The OpenXLA system, which includes two major components: the XLA compiler translating HLO to HW machine code, and PJRT - the runtime component responsible for managing HW devices, moving data (tensors) between the host CPU and these devices, executing tasks, sharding and so on.
HW that executes these models efficiently. (C/C++ hidden complexity)
GoMLX
- Wraps XLA - access to all building blocks TF and JAX use
Examples
- a CNN (convolutional neural network) without any Python, training it on CIFAR-10
as expected, Go code is longer and more explicit
// define the model graph
func C10ConvModel(mlxctx *mlxcontext.Context, spec any, inputs []*graph.Node) []*graph.Node {
batchedImages := inputs[0]
g := batchedImages.Graph()
dtype := batchedImages.DType()
batchSize := batchedImages.Shape().Dimensions[0]
logits := batchedImages
layerIdx := 0
nextCtx := func(name string) *mlxcontext.Context {
newCtx := mlxctx.Inf("%03d_%s", layerIdx, name)
layerIdx++
return newCtx
}
// Convolution / activation layers
logits = layers.Convolution(nextCtx("conv"), logits).Filters(32).KernelSize(3).PadSame().Done()
logits.AssertDims(batchSize, 32, 32, 32)
logits = activations.Relu(logits)
logits = layers.Convolution(nextCtx("conv"), logits).Filters(32).KernelSize(3).PadSame().Done()
logits = activations.Relu(logits)
logits = graph.MaxPool(logits).Window(2).Done()
logits = layers.DropoutNormalize(nextCtx("dropout"), logits, graph.Scalar(g, dtype, 0.3), true)
logits.AssertDims(batchSize, 16, 16, 32)
logits = layers.Convolution(nextCtx("conv"), logits).Filters(64).KernelSize(3).PadSame().Done()

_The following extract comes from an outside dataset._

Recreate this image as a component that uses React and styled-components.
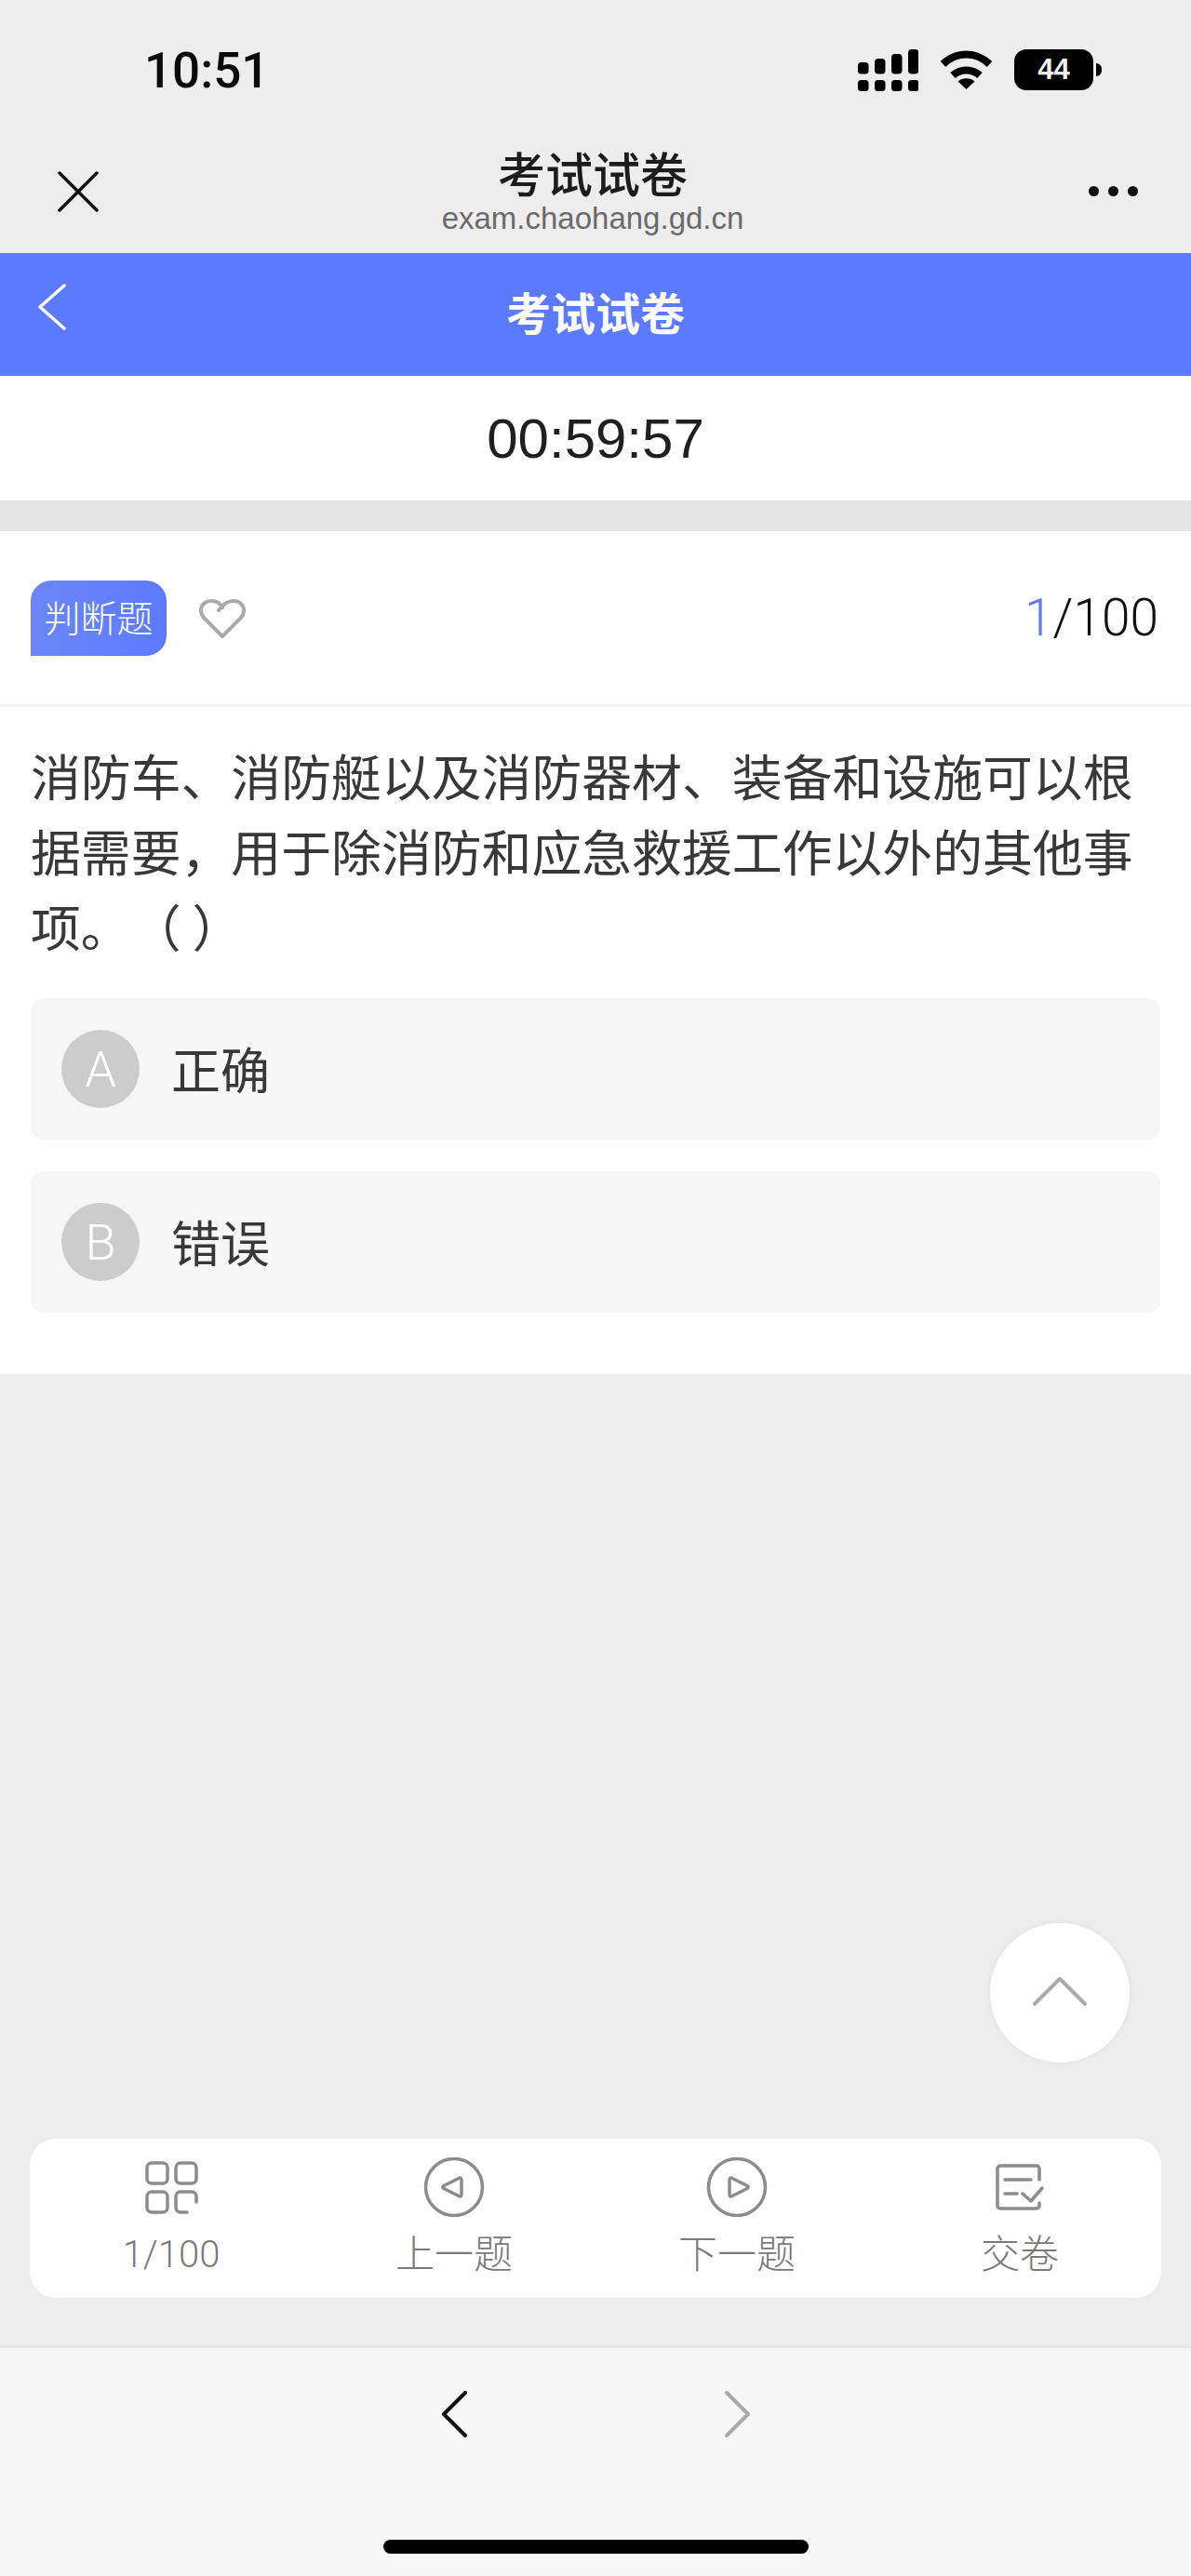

logits.AssertDims(batchSize, 16, 16, 64)
logits = activations.Relu(logits)
logits = layers.Convolution(nextCtx("conv"), logits).Filters(64).KernelSize(3).PadSame().Done()
logits.AssertDims(batchSize, 16, 16, 64)
logits = activations.Relu(logits)
logits = graph.MaxPool(logits).Window(2).Done()
logits = layers.DropoutNormalize(nextCtx("dropout"), logits, graph.Scalar(g, dtype, 0.5), true)
logits.AssertDims(batchSize, 8, 8, 64)
logits = layers.Convolution(nextCtx("conv"), logits).Filters(128).KernelSize(3).PadSame().Done()
logits.AssertDims(batchSize, 8, 8, 128)
logits = activations.Relu(logits)
logits = layers.Convolution(nextCtx("conv"), logits).Filters(128).KernelSize(3).PadSame().Done()
logits.AssertDims(batchSize, 8, 8, 128)
logits = activations.Relu(logits)
logits = graph.MaxPool(logits).Window(2).Done()
logits = layers.DropoutNormalize(nextCtx("dropout"), logits, graph.Scalar(g, dtype, 0.5), true)
logits.AssertDims(batchSize, 4, 4, 128)
// Flatten logits, and apply dense layer
logits = graph.Reshape(logits, batchSize, -1)
logits = layers.Dense(nextCtx("dense"), logits, true, 128)
logits = activations.Relu(logits)
logits = layers.DropoutNormalize(nextCtx("dropout"), logits, graph.Scalar(g, dtype, 0.5), true)
numClasses := 10
logits = layers.Dense(nextCtx("dense"), logits, true, numClasses)
return []*graph.Node{logits}
}
// the classifier
func main() {
flagCheckpoint := flag.String("checkpoint", "", "Directory to load checkpoint from")
flag.Parse()
mlxctx := mlxcontext.New()
backend := backends.New()
_, err := checkpoints.Load(mlxctx).Dir(*flagCheckpoint).Done()
if err != nil {
panic(err)
}
mlxctx = mlxctx.Reuse() // helps sanity check the loaded context
exec := mlxcontext.NewExec(backend, mlxctx.In("model"), func(mlxctx *mlxcontext.Context, image *graph.Node) *graph.Node {
// Convert our image to a tensor with batch dimension of size 1, and pass
// it to the C10ConvModel graph.
image = graph.ExpandAxes(image, 0) // Create a batch dimension of size 1.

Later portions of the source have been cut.